Gallipoli is beautiful, serene, unspoiled and relatively undeveloped, with few tourist facilities and little commercialization. Olive trees are abundant, but few other crops. Rugged, scrub-covered ravines, gulleys and ridges mark the landscape, providing defenders with a huge advantage, making it less than an ideal invasion site. There are few but adequate roads and many paths.

Visitors, except around April 25th, the anniversary of the landings, do not flock to Gallipoli. Most are from Australia and New Zealand, very few from America. An active military reservation covers a large part of the northern half of the peninsula, while a national park protects the southern portion, where most of the battlefields are located. From the challenging heights of Achi Baba in the south central and Chunuk Bair in the center—both primary (but unattained) objectives of the Allied invasion—one can clearly view the placid Aegean and the Dardanelles, as well as the contested areas. Alan Moorehead, in his excellent mid-Fifties book, Gallipoli, refers to this view as “perhaps the grandest spectacle of the whole Mediterranean.”

Memorials and well-tended cemeteries are found everywhere throughout the battlefields. The most imposing is the huge Turkish memorial at the southern tip of the peninsula, which is clearly visible from the ruins of ancient Troy, some ten miles away across the mouth of the Dardanelles. Each of the major allies has its own impressive memorial, situated where that country’s forces conducted significant military operations.

I was advised that there are over seventy cemeteries (both Turkish and Allied) containing the remains of from a few to hundreds of those who perished in 1915. Estimates of casualties (dead, sick, wounded and missing) vary widely and, while these large discrepancies can never be fully resolved, many believe at least 530,000 (280,000 Turkish, 250,000 allied) with up to 150,000 dead or missing to be a reasonable estimate. Whatever the numbers, some very serious fighting took place here. The last British survivor of the campaign died in 2001; the last Australian in 2002.

Throughout the contested areas stand disproportionately large black statues depicting various feats of arms and compassionate or heroic acts. Quite often sheer size is equated with importance and even pride, and the Turks have every right to be proud of their defense of Gallipoli and the Dardanelles. After all, it was their most notable military success during the entire war. Nevertheless, it can be disconcerting suddenly to come upon these outsized figures, looming high above the vegetation
within the tight confines of the battlefields.

The battlefields themselves are small, more of a U.S. Civil War size than many of those of the two World Wars. For example, it has been estimated that the ANZAC forces during the first three months never controlled an area exceeding 400 acres within a perimeter of two kilometers.

Not only was the fighting vicious; it was close and personal. Opposing trenches, of which a few are still clearly visible (some have been reconstructed), were sometimes no more than thirty or forty feet apart. Bayonets were often the weapons of choice.

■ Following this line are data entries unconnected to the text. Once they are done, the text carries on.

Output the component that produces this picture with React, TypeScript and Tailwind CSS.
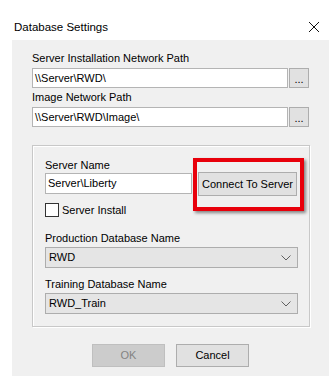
const font = { fontFamily: '"Liberation Sans", Arial, sans-serif' }

function PathRow({ label, value }: { label: string; value: string }) {
  return (
    <div className="flex flex-col">
      <div className="h-[16px] leading-[16px] text-[11px] text-black">{label}</div>
      <div className="mt-[2px] flex gap-[1px]">
        <div className="w-[256px] h-[20px] bg-white border border-[#b4b4b4] px-[2px] text-[11px] leading-[18px] text-black">
          {value}
        </div>
        <div className="w-[20px] h-[20px] bg-[#e1e1e1] border border-[#adadad] flex items-end justify-center pb-[4px]">
          <span className="text-[11px] leading-[8px] text-black">...</span>
        </div>
      </div>
    </div>
  )
}

function SelectBox({ value }: { value: string }) {
  return (
    <div className="w-[253px] h-[21px] bg-[#e5e5e5] border border-[#adadad] flex items-center justify-between pl-[3px] pr-[6px]">
      <span className="text-[11px] text-black">{value}</span>
      <svg width="10" height="6" viewBox="0 0 10 6">
        <path d="M0.5 0.5 L5 5 L9.5 0.5" fill="none" stroke="#606060" strokeWidth="1" />
      </svg>
    </div>
  )
}

export default function App() {
  return (
    <div className="w-[335px] h-[383px] bg-white overflow-hidden" style={font}>
      <div className="h-[40px] flex items-center justify-between pl-[14px] pr-[15px] pt-[14px]">
        <span className="text-[11.5px] leading-[16px] text-black">Database Settings</span>
        <svg width="12" height="12" viewBox="0 0 12 12">
          <path d="M1 1 L11 11 M11 1 L1 11" stroke="#111" strokeWidth="1" />
        </svg>
      </div>
      <div className="ml-[12px] mr-[6px] h-[336px] bg-[#f0f0f0] pl-[20px] pt-[10px]">
        <PathRow label="Server Installation Network Path" value="\\Server\RWD\" />
        <div className="mt-[1px]">
          <PathRow label="Image Network Path" value="\\Server\RWD\Image\" />
        </div>

        <div className="relative mt-[18px] w-[278px] h-[182px] border border-[#c8c8c8] shadow-[inset_1px_1px_0_#fff,1px_1px_0_#fff] pl-[12px] pt-[11px]">
          <div className="h-[16px] leading-[16px] text-[11px] text-black">Server Name</div>
          <div className="flex items-start gap-[6px]">
            <div className="w-[147px] h-[21px] bg-white border border-[#b4b4b4] px-[2px] text-[11px] leading-[19px] text-black">
              Server\Liberty
            </div>
            <div className="-mt-[1px] w-[99px] h-[24px] bg-[#e1e1e1] border border-[#adadad] flex items-center justify-center text-[11px] text-black">
              Connect To Server
            </div>
          </div>
          <div className="absolute left-[160px] top-[12px] w-[111px] h-[53px] border-[4px] border-[#e8000b] shadow-[2px_2px_3px_rgba(0,0,0,0.45)]" />

          <div className="flex items-center h-[16px] mt-[6px] gap-[3px]">
            <div className="w-[14px] h-[14px] bg-white border border-[#333]" />
            <span className="text-[11px] text-black">Server Install</span>
          </div>

          <div className="mt-[12px] h-[16px] leading-[16px] text-[11px] text-black">Production Database Name</div>
          <div className="mt-[1px]">
            <SelectBox value="RWD" />
          </div>
          <div className="mt-[8px] h-[16px] leading-[16px] text-[11px] text-black">Training Database Name</div>
          <div className="mt-[1px]">
            <SelectBox value="RWD_Train" />
          </div>
        </div>

        <div className="flex gap-[11px] ml-[60px] mt-[17px]">
          <div className="w-[73px] h-[23px] bg-[#cccccc] border border-[#bfbfbf] flex items-center justify-center text-[11px] text-[#838383]">
            OK
          </div>
          <div className="w-[73px] h-[23px] bg-[#e1e1e1] border border-[#adadad] flex items-center justify-center text-[11px] text-black">
            Cancel
          </div>
        </div>
      </div>
    </div>
  )
}
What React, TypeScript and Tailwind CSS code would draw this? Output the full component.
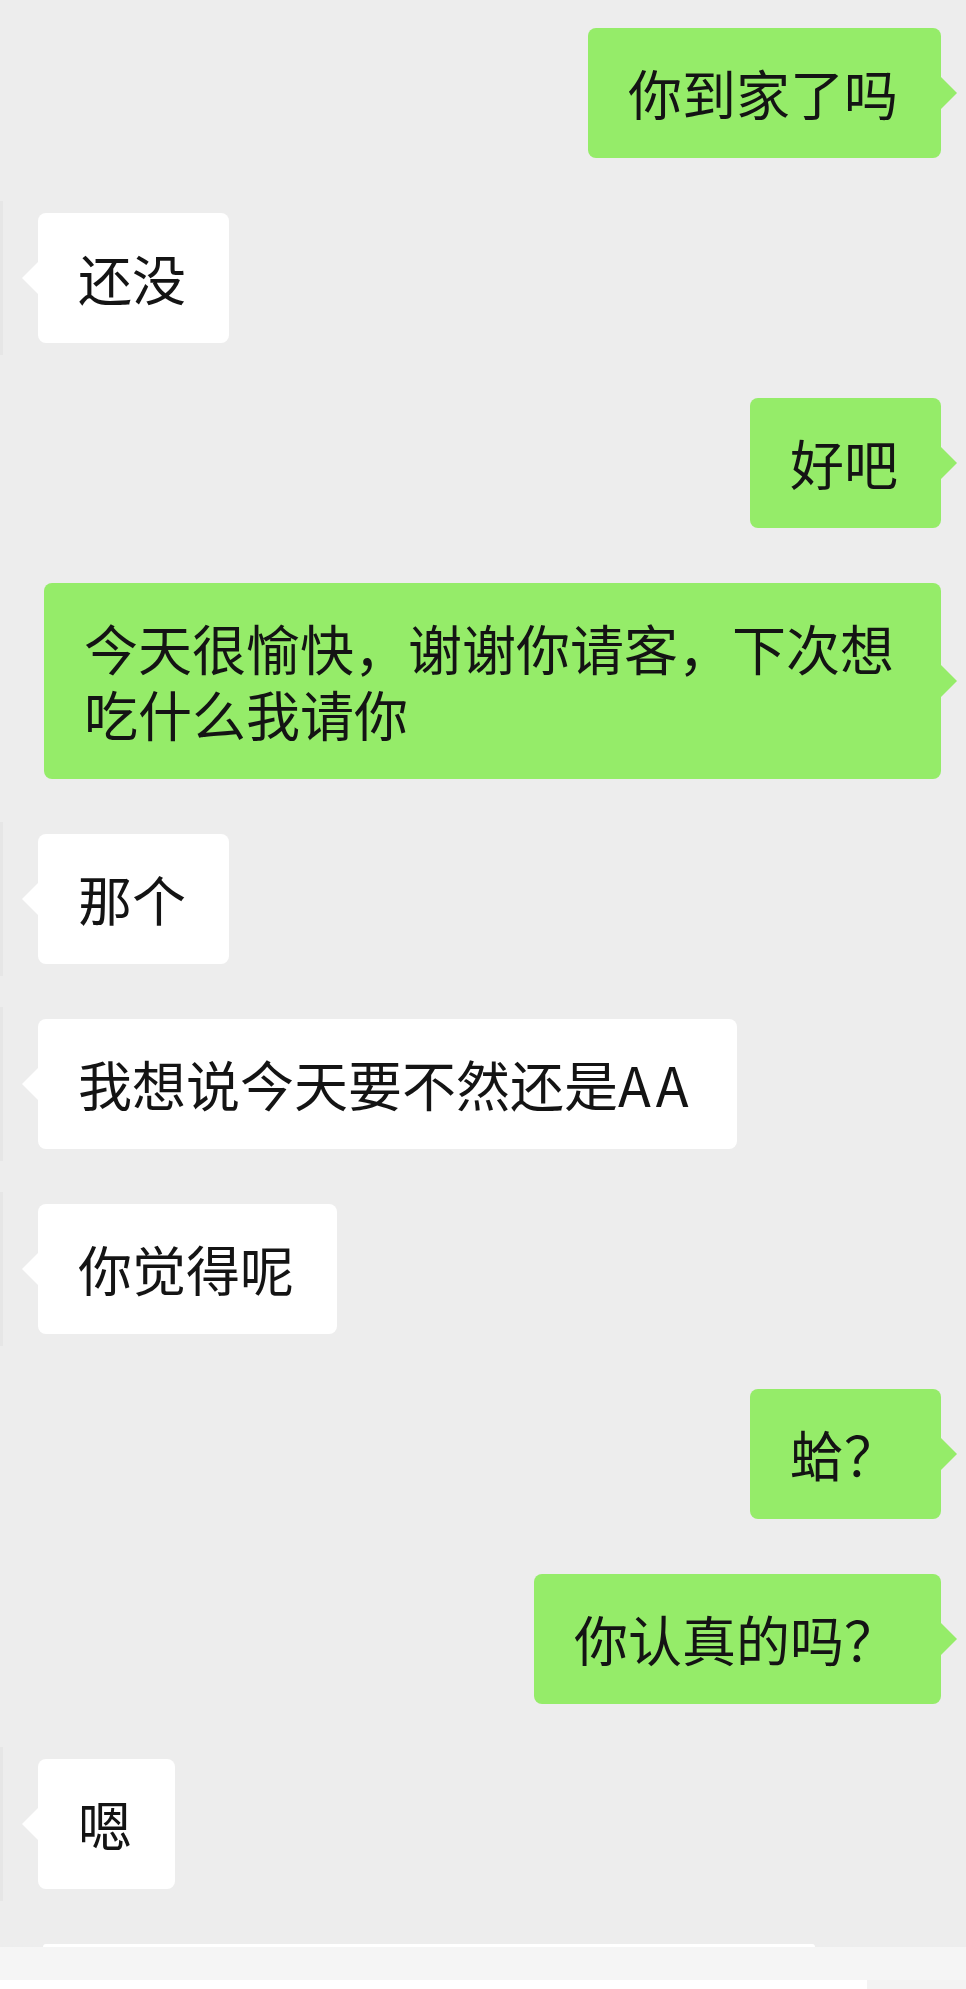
import React from 'react';

type Message = {
  from: 'me' | 'them';
  text: string;
};

const messages: Message[] = [
  { from: 'me', text: '你到家了吗' },
  { from: 'them', text: '还没' },
  { from: 'me', text: '好吧' },
  { from: 'me', text: '今天很愉快，谢谢你请客，下次想吃什么我请你' },
  { from: 'them', text: '那个' },
  { from: 'them', text: '我想说今天要不然还是AA' },
  { from: 'them', text: '你觉得呢' },
  { from: 'me', text: '蛤？' },
  { from: 'me', text: '你认真的吗？' },
  { from: 'them', text: '嗯' },
];

const bubbleText =
  "pl-[40px] pr-[43px] py-[32px] text-[54px] leading-[66px] text-[#141414] font-['Noto_Sans_CJK_SC','Noto_Sans',sans-serif]";

// latin letters in the reference font run a bit wider than Noto's
const renderText = (text: string) =>
  text.split(/([A-Za-z]+)/).map((part, i) =>
    /^[A-Za-z]+$/.test(part) ? (
      <span key={i} className="tracking-[0.1em]">
        {part}
      </span>
    ) : (
      part
    )
  );

const SentBubble: React.FC<{ text: string }> = ({ text }) => (
  <div className="flex justify-end pr-[25px]">
    <div className={`relative max-w-[897px] rounded-[8px] bg-[#95ec69] ${bubbleText}`}>
      {renderText(text)}
      <span className="absolute right-[-16px] top-1/2 -translate-y-1/2 h-0 w-0 border-y-[17px] border-y-transparent border-l-[17px] border-l-[#95ec69]" />
    </div>
  </div>
);

const ReceivedBubble: React.FC<{ text: string }> = ({ text }) => (
  <div className="flex items-stretch">
    {/* edge of the cropped avatar */}
    <div className="-my-[12px] w-[3px] bg-[#e6e6e6]" />
    <div className={`relative ml-[35px] max-w-[897px] rounded-[8px] bg-white ${bubbleText}`}>
      {renderText(text)}
      <span className="absolute left-[-16px] top-1/2 -translate-y-1/2 h-0 w-0 border-y-[17px] border-y-transparent border-r-[17px] border-r-white" />
    </div>
  </div>
);

export default function App() {
  return (
    <div className="h-[1989px] w-full overflow-hidden bg-[#ededed]">
      <div className="flex flex-col gap-[55px] pt-[28px]">
        {messages.map((m, i) =>
          m.from === 'me' ? <SentBubble key={i} text={m.text} /> : <ReceivedBubble key={i} text={m.text} />
        )}
      </div>

      {/* top of the next incoming bubble, cut off by the input bar */}
      <div className="mt-[55px] ml-[43px] h-[3px] w-[772px] rounded-t-[4px] bg-white" />
      <div className="h-[33px] bg-[#f5f5f5]" />
      <div className="flex h-[10px]">
        <div className="w-[867px] bg-white" />
        <div className="flex-1 bg-[#f3f3f3]" />
      </div>
      <div className="h-[2px] bg-[#bdbdbd]" />
    </div>
  );
}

Thousands of hand-made grenades were lobbed back and forth. Small plots of ground changed hands many times. Millions of rifle rounds were expended. The intensity of this close order combat is graphically displayed in a small case in the Gaba Tepe Information Centre. There are found several bullets embedded in other bullets: Turkish in Allied, Allied in Turkish. These violent collisions testify to the withering fire that was exchanged.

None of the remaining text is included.